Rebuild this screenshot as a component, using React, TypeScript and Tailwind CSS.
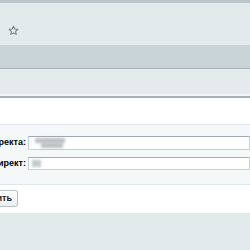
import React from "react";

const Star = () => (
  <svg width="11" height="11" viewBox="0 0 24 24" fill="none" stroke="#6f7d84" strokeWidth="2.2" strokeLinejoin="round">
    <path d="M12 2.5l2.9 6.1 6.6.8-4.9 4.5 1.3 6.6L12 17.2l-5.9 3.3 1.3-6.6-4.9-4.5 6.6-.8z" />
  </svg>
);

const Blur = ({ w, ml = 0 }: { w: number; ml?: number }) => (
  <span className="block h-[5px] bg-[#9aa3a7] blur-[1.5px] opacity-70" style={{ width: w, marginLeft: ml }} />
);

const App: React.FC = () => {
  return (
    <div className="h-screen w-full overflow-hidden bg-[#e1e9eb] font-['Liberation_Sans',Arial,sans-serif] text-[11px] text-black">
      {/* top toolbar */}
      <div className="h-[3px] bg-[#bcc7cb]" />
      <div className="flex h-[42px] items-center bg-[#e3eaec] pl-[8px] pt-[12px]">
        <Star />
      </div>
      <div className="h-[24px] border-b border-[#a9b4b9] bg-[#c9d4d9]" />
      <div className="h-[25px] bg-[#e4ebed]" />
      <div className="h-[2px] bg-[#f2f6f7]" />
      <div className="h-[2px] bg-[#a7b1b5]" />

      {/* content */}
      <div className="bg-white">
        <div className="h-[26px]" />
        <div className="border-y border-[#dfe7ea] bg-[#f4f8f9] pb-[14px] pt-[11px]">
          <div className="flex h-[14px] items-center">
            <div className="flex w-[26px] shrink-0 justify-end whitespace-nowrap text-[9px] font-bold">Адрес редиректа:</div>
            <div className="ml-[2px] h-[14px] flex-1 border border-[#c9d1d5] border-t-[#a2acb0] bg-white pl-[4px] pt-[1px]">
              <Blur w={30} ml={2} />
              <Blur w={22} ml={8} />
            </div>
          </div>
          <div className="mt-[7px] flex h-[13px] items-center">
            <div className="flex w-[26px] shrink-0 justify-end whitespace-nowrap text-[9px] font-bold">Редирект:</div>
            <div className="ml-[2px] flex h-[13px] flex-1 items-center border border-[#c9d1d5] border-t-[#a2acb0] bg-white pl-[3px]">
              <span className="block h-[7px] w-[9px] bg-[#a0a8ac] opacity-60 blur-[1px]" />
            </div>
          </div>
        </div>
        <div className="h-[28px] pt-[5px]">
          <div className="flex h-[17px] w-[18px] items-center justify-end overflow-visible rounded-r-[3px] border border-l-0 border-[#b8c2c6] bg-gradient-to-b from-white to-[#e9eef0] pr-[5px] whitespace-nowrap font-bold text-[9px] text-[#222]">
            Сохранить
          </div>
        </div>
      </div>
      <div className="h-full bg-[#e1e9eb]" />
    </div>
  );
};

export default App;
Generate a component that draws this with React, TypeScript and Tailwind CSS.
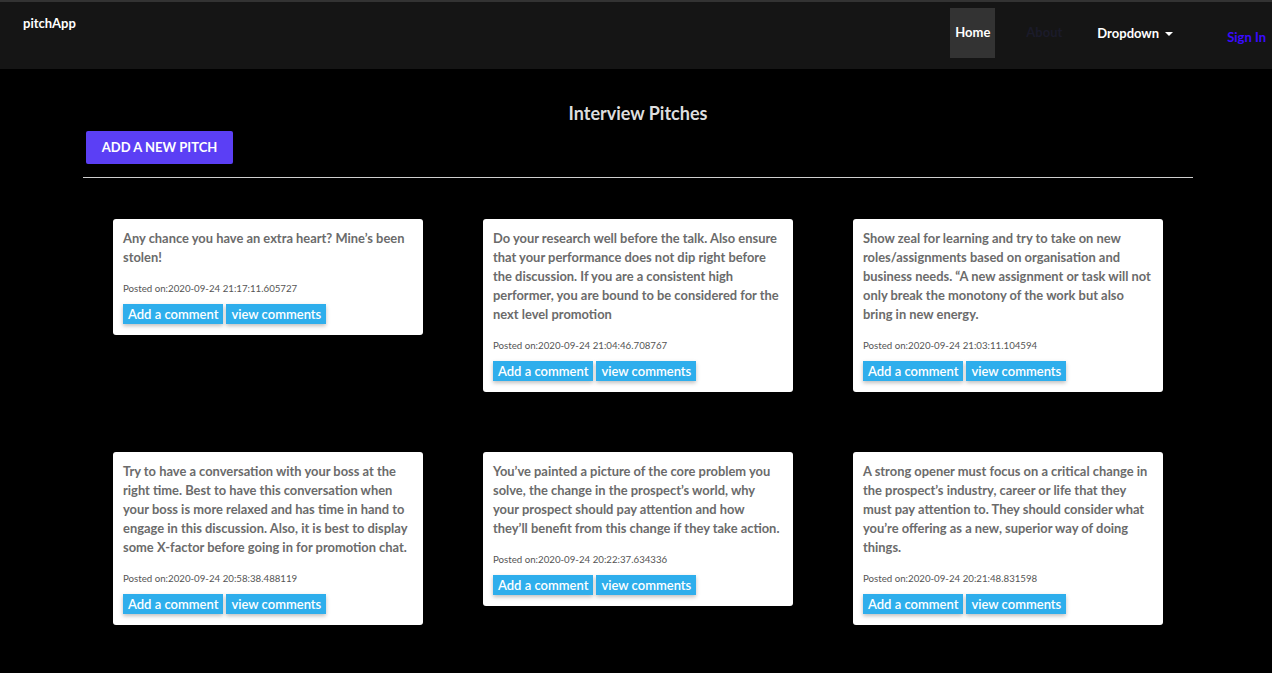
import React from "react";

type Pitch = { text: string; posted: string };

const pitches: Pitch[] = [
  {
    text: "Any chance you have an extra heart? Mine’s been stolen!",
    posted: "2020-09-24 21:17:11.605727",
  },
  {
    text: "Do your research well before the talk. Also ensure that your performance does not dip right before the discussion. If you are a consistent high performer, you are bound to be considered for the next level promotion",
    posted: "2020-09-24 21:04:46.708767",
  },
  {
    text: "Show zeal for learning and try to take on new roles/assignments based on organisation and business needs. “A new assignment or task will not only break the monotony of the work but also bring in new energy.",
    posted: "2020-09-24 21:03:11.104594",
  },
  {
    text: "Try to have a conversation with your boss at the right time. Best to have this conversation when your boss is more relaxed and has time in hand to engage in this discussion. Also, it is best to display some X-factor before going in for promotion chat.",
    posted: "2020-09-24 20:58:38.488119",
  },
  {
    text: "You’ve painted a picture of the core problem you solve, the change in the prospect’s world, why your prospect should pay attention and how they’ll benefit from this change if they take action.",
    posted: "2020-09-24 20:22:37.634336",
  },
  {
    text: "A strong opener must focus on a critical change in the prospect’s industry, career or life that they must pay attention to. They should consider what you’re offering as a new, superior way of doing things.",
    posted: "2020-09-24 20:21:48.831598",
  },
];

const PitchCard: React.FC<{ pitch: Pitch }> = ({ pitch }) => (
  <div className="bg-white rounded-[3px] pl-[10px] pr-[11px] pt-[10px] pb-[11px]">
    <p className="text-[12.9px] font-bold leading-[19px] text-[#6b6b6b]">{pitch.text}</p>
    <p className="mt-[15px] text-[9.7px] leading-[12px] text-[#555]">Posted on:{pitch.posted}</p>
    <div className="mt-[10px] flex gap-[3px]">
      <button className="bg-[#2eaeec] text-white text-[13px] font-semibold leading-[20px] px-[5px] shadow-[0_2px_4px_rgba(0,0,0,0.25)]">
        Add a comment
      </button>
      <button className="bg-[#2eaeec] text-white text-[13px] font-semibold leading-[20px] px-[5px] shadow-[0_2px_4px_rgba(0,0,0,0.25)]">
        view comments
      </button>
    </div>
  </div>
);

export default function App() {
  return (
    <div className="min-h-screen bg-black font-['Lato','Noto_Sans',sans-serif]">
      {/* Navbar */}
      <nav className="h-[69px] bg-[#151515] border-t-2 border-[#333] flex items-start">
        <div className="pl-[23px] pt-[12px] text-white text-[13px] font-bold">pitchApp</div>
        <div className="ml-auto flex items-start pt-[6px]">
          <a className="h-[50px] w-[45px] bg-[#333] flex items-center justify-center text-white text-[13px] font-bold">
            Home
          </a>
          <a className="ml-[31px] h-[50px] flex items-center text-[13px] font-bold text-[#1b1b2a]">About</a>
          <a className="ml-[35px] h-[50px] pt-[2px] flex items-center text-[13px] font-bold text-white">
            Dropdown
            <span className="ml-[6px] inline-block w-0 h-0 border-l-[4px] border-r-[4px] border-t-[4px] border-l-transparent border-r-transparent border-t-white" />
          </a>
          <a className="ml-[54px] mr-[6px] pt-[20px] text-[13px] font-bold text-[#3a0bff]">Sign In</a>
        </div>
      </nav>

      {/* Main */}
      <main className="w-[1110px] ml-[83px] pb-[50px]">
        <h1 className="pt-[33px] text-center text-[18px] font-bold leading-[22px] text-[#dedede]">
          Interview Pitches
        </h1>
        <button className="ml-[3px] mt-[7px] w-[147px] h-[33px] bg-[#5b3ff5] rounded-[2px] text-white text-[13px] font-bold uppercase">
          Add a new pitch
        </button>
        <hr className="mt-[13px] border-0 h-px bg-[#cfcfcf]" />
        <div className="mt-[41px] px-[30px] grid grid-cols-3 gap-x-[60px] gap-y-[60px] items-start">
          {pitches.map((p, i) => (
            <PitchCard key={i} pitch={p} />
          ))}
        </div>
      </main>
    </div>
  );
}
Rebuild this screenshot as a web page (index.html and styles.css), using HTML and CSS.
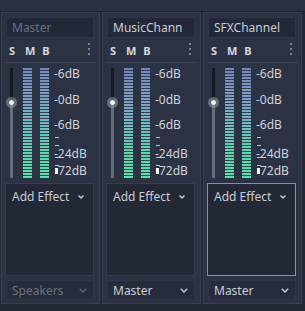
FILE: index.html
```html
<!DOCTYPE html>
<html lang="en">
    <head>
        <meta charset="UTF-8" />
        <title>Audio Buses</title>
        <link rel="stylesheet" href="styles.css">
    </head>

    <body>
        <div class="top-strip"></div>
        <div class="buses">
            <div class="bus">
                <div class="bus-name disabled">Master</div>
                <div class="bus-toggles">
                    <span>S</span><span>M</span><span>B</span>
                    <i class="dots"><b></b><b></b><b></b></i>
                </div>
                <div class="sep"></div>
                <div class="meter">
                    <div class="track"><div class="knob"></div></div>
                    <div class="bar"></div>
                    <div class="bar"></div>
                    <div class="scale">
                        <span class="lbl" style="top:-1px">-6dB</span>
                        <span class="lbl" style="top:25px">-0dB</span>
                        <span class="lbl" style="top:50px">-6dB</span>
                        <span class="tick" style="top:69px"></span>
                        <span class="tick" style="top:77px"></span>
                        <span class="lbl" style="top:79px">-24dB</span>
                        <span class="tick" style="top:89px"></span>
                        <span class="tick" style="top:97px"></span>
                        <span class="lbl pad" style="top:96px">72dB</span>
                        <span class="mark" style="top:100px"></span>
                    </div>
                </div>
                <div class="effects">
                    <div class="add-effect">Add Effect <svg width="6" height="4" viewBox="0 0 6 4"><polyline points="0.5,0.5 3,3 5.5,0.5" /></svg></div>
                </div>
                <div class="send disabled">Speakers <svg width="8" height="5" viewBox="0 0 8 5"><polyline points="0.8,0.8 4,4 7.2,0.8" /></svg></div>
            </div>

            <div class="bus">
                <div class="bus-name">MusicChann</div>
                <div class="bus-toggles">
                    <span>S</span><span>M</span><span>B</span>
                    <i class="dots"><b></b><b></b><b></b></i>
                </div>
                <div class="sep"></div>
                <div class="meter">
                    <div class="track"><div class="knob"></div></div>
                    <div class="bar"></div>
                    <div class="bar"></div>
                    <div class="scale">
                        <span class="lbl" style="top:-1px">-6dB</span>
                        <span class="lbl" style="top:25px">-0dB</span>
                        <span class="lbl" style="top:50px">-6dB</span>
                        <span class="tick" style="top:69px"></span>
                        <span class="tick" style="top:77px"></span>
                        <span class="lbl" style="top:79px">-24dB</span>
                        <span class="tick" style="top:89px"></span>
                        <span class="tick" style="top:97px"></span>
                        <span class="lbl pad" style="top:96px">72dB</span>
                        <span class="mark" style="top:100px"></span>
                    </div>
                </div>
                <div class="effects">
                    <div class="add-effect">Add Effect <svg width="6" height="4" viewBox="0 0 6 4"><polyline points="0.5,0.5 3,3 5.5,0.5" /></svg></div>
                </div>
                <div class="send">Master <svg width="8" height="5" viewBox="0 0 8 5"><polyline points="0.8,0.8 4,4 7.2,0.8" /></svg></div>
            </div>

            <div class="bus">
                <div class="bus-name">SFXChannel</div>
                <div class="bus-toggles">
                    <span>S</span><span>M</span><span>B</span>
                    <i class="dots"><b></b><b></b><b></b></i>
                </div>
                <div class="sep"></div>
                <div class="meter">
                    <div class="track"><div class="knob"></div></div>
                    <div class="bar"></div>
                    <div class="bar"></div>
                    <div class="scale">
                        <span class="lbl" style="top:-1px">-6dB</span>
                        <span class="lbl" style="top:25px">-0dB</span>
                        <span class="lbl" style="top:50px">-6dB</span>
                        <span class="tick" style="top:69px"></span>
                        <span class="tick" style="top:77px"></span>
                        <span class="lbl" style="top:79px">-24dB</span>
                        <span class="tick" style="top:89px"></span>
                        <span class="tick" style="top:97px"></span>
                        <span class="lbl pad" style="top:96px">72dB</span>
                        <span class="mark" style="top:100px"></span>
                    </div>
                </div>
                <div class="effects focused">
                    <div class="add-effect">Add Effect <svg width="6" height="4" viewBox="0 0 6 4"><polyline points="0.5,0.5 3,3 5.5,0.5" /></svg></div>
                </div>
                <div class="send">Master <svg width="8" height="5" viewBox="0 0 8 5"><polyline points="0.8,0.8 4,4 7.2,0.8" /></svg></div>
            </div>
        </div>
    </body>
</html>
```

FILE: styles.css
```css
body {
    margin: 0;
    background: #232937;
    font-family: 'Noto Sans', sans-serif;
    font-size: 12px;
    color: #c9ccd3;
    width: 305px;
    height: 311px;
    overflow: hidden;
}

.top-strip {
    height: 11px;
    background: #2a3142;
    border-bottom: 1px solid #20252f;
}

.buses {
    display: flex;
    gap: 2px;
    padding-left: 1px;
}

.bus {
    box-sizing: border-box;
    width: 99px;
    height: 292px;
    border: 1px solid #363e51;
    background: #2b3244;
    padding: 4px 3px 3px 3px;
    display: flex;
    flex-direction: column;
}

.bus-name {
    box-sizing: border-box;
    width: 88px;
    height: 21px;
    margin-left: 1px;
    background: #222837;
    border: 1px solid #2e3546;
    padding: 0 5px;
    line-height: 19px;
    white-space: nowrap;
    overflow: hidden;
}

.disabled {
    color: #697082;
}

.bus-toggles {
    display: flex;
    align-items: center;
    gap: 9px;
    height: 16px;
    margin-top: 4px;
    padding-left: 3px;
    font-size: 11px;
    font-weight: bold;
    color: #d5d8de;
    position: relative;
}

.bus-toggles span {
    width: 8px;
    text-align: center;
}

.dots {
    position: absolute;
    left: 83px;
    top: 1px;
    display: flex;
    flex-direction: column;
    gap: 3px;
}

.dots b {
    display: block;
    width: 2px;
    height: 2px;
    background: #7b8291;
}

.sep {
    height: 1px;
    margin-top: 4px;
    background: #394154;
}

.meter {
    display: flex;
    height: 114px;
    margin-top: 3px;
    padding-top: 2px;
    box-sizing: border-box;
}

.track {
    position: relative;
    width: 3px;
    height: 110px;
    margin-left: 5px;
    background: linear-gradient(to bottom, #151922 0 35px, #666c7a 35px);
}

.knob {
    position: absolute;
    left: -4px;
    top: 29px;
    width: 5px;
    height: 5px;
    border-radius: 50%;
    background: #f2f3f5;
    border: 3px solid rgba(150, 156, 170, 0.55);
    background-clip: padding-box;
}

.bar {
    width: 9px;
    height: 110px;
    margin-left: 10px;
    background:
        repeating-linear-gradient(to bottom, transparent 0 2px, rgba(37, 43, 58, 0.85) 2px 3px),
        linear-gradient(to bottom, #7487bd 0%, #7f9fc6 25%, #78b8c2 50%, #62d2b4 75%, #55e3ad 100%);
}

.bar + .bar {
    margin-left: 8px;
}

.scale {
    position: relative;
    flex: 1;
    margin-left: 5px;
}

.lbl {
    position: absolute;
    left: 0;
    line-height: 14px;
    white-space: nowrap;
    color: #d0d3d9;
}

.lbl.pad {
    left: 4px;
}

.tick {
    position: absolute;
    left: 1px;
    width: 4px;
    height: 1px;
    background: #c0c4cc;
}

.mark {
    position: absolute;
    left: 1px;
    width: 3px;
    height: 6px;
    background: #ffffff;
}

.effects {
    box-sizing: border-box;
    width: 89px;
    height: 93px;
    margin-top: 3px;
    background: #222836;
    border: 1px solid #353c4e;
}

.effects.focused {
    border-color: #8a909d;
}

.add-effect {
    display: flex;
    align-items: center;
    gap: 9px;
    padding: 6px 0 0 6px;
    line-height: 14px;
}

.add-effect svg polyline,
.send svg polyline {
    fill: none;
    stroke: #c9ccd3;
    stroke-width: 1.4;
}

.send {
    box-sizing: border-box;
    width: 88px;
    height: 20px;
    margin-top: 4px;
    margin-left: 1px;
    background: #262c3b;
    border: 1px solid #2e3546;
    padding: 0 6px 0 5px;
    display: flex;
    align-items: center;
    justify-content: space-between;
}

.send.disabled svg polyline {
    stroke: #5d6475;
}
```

━━━━━━

## [REQUIRED WORK]
Of the lines above, copy each that contains "Tailwind".

## [EXERCISE RESPONSE]
Rebuild this screenshot as a component, using React, TypeScript and Tailwind CSS.
Generate a component that draws this with React, TypeScript and Tailwind CSS.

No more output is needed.